In a high-dimensional space, this “local” assumption evaporates. As we discussed in Part 1, as dimensions increase, all data points become approximately equidistant from each other. When KNN tries to find the “k-nearest” neighbors, it finds that all points are roughly the same distance away. The neighbors it selects are no longer meaningfully “local” and are essentially random. The model’s predictions become unreliable, no better than guessing.
The “Nearest” Neighbor Isn’t So Near
To make the KNN failure more concrete, consider the concept of a “neighborhood.” In low dimensions, you can define a small radius around a point and expect to find several neighbors, which forms a dense, local region. In high dimensions, this same small radius will be almost completely empty due to sparsity. To find the k required neighbors, the algorithm must expand its search radius dramatically.
This expanded “neighborhood” is no longer local. It may grow to encompass a significant fraction of the entire feature space. When this happens, the “neighbors” that are found are not truly similar to the target point. They are just the “least dissimilar” points in a vast, empty space. The predictive power of these neighbors is lost, and the algorithm fails.
Challenges for Clustering Algorithms
Clustering algorithms, which are fundamental to unsupervised learning, also suffer heavily. The goal of clustering is to group data points such that points within a cluster are similar to each other, and points in different clusters are dissimilar. This very concept of “similarity” is usually measured with a distance metric, and the concept of a “group” is related to data density. Both of these are broken by the curse.

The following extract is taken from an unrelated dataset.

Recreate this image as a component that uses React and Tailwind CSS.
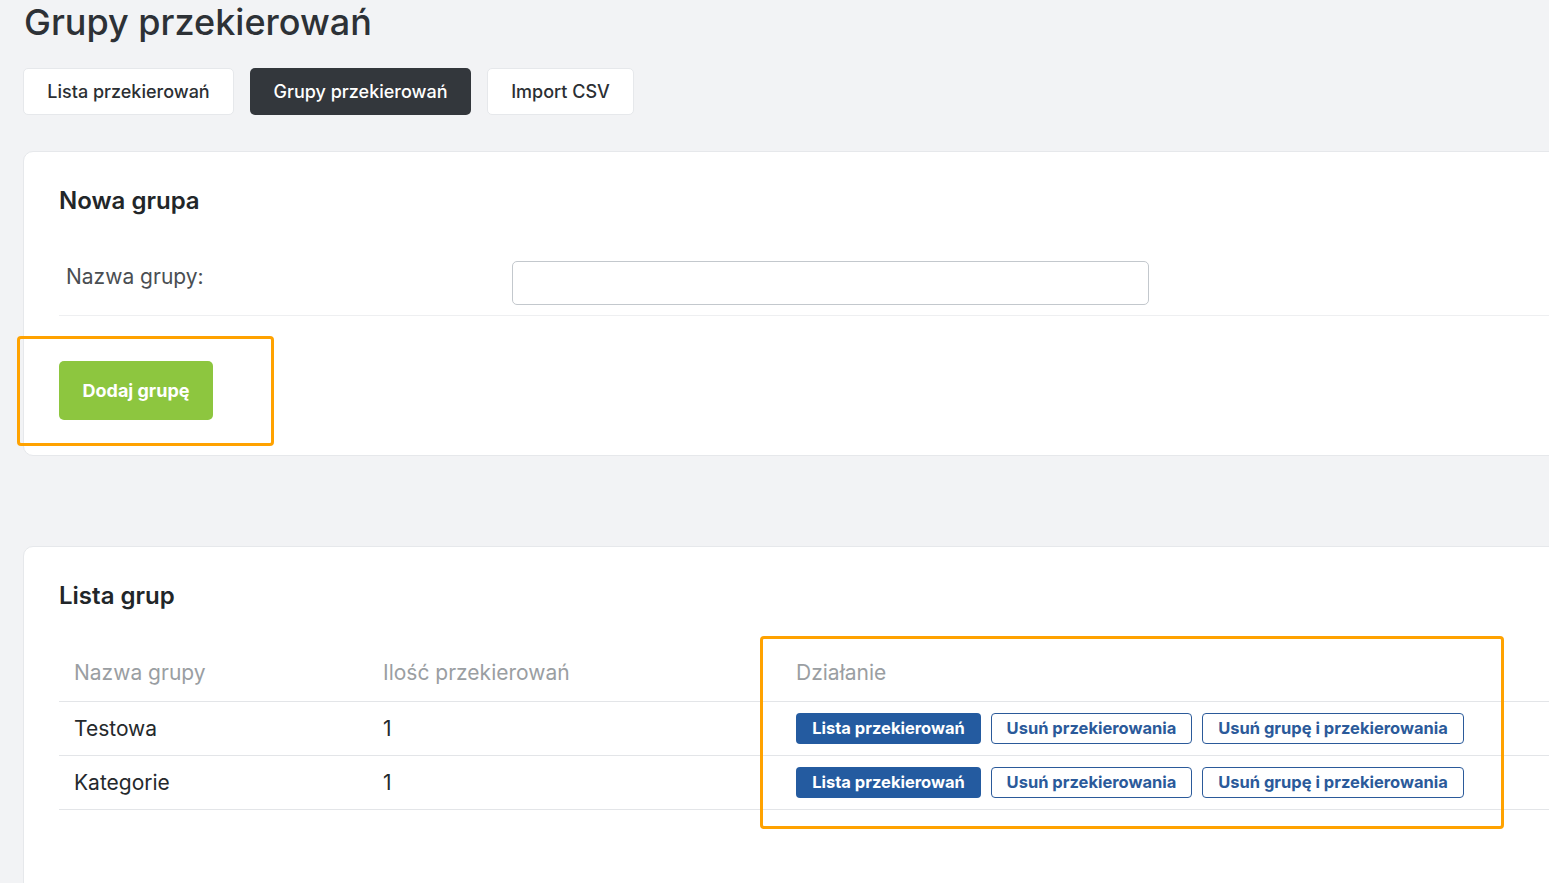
import React from 'react';

const rows = [
  { name: 'Testowa', count: 1 },
  { name: 'Kategorie', count: 1 },
];

function Tabs() {
  return (
    <div className="mt-[24px] flex gap-4">
      <button className="h-[47px] w-[211px] rounded-[5px] border border-[#e6e8eb] bg-white text-[18px] font-medium text-[#2b2f33]">
        Lista przekierowań
      </button>
      <button className="h-[47px] w-[221px] rounded-[5px] bg-[#33373c] text-[18px] font-medium text-white">
        Grupy przekierowań
      </button>
      <button className="h-[47px] w-[147px] rounded-[5px] border border-[#e6e8eb] bg-white text-[18px] font-medium text-[#2b2f33]">
        Import CSV
      </button>
    </div>
  );
}

function NewGroup() {
  return (
    <div className="mt-[36px] w-[1580px] rounded-l-[10px] border border-[#e6e8eb] bg-white pl-[35px] pt-9 pb-[35px]">
      <h2 className="text-[24px] leading-[26px] font-semibold text-[#222629]">Nowa grupa</h2>
      <div className="mt-[37px] flex items-start border-b border-[#eeeff1] py-[10px]">
        <label className="mt-[1px] w-[453px] pl-[7px] text-[21px] leading-[30px] text-[#4a4e52]">Nazwa grupy:</label>
        <input className="h-[44px] w-[637px] rounded-[5px] border border-[#c3c8cd] bg-white outline-none" />
      </div>
      <button className="mt-[45px] h-[59px] w-[154px] rounded-[5px] bg-[#8dc63f] text-[18px] font-bold text-white">
        Dodaj grupę
      </button>
    </div>
  );
}

function GroupList() {
  return (
    <div className="mt-[90px] h-[400px] w-[1580px] rounded-l-[10px] border border-[#e6e8eb] bg-white pl-[35px] pt-9">
      <h2 className="text-[24px] leading-[26px] font-semibold text-[#222629]">Lista grup</h2>
      <div className="mt-[36px] text-[21px]">
        <div className="flex h-[57px] items-center border-b border-[#e3e5e8] text-[#9a9ea2]">
          <div className="w-[309px] pl-[15px]">Nazwa grupy</div>
          <div className="w-[413px] pl-[15px]">Ilość przekierowań</div>
          <div className="pl-[15px]">Działanie</div>
        </div>
        {rows.map((r) => (
          <div key={r.name} className="flex h-[54px] items-center border-b border-[#e3e5e8] text-[#25292c]">
            <div className="w-[309px] pl-[15px]">{r.name}</div>
            <div className="w-[413px] pl-[15px]">{r.count}</div>
            <div className="flex gap-[10px] pl-[15px] text-[16.5px] font-bold">
              <button className="h-[31px] w-[185px] rounded-[4px] bg-[#245ba0] text-white">Lista przekierowań</button>
              <button className="h-[31px] w-[201px] rounded-[4px] border border-[#2b5a9a] bg-white text-[#2b5a9a]">Usuń przekierowania</button>
              <button className="h-[31px] w-[262px] rounded-[4px] border border-[#2b5a9a] bg-white text-[#2b5a9a]">Usuń grupę i przekierowania</button>
            </div>
          </div>
        ))}
      </div>
    </div>
  );
}

export default function App() {
  return (
    <div
      className="relative h-[883px] w-full overflow-hidden bg-[#f2f3f5] pl-[23px]"
      style={{ fontFamily: 'Inter, "Noto Sans", sans-serif' }}
    >
      <h1 className="pl-[1px] text-[36px] leading-[44px] font-medium text-[#2d3136]">Grupy przekierowań</h1>
      <Tabs />
      <NewGroup />
      <GroupList />

      {/* annotation highlights */}
      <div className="pointer-events-none absolute left-[17px] top-[336px] h-[110px] w-[257px] rounded-[4px] border-[3px] border-[#ffa200]" />
      <div className="pointer-events-none absolute left-[760px] top-[636px] h-[193px] w-[744px] rounded-[4px] border-[3px] border-[#ffa200]" />
    </div>
  );
}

If all points are equidistant from each other, how can we say one point is “more similar” to another? If the data is uniformly sparse, how can we identify a “dense region” that constitutes a cluster? The answer is that we cannot. The meaningful structure of the data is lost, and clustering algorithms will either fail to find any clusters or, worse, will return arbitrary, meaningless groupings.
K-Means and the Ambiguous Centroid
Let’s consider k-means clustering. The k-means algorithm works by iteratively assigning each data point to the nearest of “k” cluster centroids, and then recalculating the centroid as the mean of its assigned points. This process relies twice on Euclidean distance. First, to assign points to the “nearest” centroid, and second, the “mean” itself is a measure of central tendency that is only meaningful when data is grouped in a non-sparse way.

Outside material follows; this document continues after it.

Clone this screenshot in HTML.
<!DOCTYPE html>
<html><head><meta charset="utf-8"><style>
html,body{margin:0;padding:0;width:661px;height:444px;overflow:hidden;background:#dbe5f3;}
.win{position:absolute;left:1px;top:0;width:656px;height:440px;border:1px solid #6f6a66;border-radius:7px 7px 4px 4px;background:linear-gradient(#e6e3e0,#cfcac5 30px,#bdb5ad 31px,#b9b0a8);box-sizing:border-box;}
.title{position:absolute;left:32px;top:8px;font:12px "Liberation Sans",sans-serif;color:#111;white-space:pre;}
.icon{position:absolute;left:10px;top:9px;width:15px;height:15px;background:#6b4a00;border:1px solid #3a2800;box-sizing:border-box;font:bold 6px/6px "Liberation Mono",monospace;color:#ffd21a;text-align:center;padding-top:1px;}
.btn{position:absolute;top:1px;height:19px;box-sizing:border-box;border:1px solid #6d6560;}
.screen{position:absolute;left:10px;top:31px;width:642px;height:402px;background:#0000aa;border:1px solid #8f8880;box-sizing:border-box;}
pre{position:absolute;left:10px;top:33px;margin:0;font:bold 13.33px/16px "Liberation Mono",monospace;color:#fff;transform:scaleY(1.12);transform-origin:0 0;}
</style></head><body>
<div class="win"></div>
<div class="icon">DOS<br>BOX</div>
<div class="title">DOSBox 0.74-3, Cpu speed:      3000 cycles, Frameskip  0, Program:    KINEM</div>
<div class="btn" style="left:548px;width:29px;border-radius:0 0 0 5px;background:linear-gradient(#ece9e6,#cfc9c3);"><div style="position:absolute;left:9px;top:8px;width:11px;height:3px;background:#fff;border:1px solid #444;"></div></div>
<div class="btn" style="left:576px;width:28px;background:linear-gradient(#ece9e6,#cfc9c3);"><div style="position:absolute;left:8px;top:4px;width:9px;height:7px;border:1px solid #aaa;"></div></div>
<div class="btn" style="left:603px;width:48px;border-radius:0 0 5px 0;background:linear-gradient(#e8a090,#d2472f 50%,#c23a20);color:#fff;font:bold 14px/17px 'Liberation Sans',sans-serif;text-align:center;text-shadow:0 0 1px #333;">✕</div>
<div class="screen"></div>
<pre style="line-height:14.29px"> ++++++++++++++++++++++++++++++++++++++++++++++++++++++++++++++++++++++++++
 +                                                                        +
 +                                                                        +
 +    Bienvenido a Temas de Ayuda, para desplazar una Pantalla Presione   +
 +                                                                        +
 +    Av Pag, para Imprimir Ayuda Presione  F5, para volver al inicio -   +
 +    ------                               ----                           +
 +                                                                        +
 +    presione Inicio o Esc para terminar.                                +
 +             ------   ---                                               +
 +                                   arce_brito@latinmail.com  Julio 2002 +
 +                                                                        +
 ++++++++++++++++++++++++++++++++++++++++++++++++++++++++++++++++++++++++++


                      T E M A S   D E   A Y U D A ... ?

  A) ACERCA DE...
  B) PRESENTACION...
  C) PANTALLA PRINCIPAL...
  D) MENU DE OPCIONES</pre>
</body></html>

In a high-dimensional space, the assignment step fails. If a data point is approximately the same distance from all three centroids, its assignment becomes random. Furthermore, the concept of a “centroid” or “mean” as the center of a cluster becomes ambiguous. In a high-dimensional hypercube, the “center” is far from all the data, which is concentrated at the corners. The resulting centroids do not represent a meaningful center of anything.

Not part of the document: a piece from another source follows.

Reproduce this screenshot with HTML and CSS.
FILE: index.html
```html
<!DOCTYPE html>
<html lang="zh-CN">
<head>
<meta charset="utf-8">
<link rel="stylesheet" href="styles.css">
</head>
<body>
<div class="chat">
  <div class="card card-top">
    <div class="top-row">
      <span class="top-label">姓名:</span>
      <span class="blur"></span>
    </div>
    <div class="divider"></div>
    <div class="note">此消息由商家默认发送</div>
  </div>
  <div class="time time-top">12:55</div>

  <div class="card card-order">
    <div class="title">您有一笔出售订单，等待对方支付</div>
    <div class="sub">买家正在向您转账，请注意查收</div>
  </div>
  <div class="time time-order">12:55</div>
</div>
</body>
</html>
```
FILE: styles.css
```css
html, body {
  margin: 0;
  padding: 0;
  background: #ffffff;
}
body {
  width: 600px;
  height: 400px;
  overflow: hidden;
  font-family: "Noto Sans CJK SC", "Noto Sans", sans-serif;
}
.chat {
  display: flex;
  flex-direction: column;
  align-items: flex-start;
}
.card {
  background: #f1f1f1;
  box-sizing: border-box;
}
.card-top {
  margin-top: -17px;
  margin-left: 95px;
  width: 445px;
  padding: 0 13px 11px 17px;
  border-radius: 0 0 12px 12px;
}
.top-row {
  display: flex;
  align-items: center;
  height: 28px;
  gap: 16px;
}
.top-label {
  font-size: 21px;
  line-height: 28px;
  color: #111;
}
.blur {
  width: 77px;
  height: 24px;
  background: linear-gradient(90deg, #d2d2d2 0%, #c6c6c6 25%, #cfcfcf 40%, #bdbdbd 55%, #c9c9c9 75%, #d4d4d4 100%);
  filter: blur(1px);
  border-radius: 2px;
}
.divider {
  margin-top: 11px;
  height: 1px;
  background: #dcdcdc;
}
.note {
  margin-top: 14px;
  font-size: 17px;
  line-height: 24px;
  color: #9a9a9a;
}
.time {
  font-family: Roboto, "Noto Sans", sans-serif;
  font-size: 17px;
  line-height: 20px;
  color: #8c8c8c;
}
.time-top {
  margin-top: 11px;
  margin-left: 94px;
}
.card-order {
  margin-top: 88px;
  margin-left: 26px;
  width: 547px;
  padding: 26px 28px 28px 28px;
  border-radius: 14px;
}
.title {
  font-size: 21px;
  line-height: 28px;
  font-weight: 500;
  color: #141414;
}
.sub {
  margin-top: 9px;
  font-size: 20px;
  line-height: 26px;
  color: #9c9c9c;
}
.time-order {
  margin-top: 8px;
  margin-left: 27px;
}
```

DBSCAN and the Density Dilemma
The failure is even more stark for density-based clustering algorithms like DBSCAN. DBSCAN’s entire logic is built on identifying “core points,” which are points that have a minimum number of other data points within a specified radius. It then connects these core points to build clusters. This method is brilliant at finding clusters of arbitrary shapes in low-dimensional space and at identifying “noise” or outliers.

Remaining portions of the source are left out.